Now that Paul had given them logical proof they were no longer innocent.  Exposing error is as important as stating truth in evangelism. “In the past God overlooked such ignorance.” It is not that God did not notice it, nor that He acquiesced in it as excusable. No, in His mercy He did not punish as they deserved. Now everything was different because of the death and resurrection of the Lord Jesus. Repentance and obedience are commanded because God has revealed Himself fully and finally in Jesus Christ. Judgment is certain for those who ignore Jesus, for this is the ultimate rebellion. Three things we learn about this judgement. Significantly, at least in this gospel presentation, Paul links them not to the cross but to the resurrection of Jesus.

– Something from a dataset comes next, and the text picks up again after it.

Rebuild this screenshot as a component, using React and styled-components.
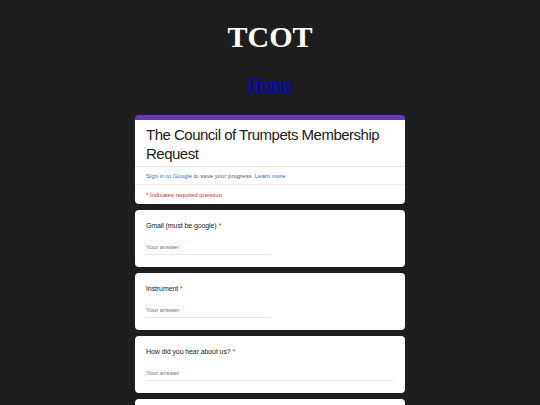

It has been Decreed: God’s Judgement is Universal

God will judge the whole world.

It has been Defined: God’s Judgement is Righteous

He will judge with total justice.

It will be Dramatic: God’s Judgement is Certain

The day has  been set, the judge has been selected. God has committed the judgement to His Son, and He has given proof of this publicly, by raising him from the dead. By the resurrection Jesus was vindicated and declared to be both Lord and Judge.

“When they heard about the resurrection of the dead, some of them sneered, but others said, “We want to hear you again on this subject.” At that, Paul left the Council. Some of the people became followers of Paul and believed. Among them was Dionysius, a member of the Areopagus, also a woman named Damaris, and a number of others.” (Acts 17:32-34)

Mention of the resurrection was enough to bring the meeting to an abrupt end. The Jerusalem Bible translates it as “they burst out laughing”. The meeting was adjourned in uproar. There was derision from some, but decisions from others. A trickle of new disciples responded to one of the finest sermons in history.

If we do not speak enough like Paul, perhaps it is because we do not feel enough like Paul, or more especially because we do not see enough like Paul. That was the order. He saw, he felt, he acted. It all began with his eyes. He looked and saw men and women created in the image of God, degrading themselves by giving to idols the homage due to God alone.

Summarise outline.  As we bathe in the glow of the resurrection today, may it be as real to us as it was to Paul. And may God make us jealous this week. Jealous for his name. Jealous for his flock, Jealous for his glory. Lets pray.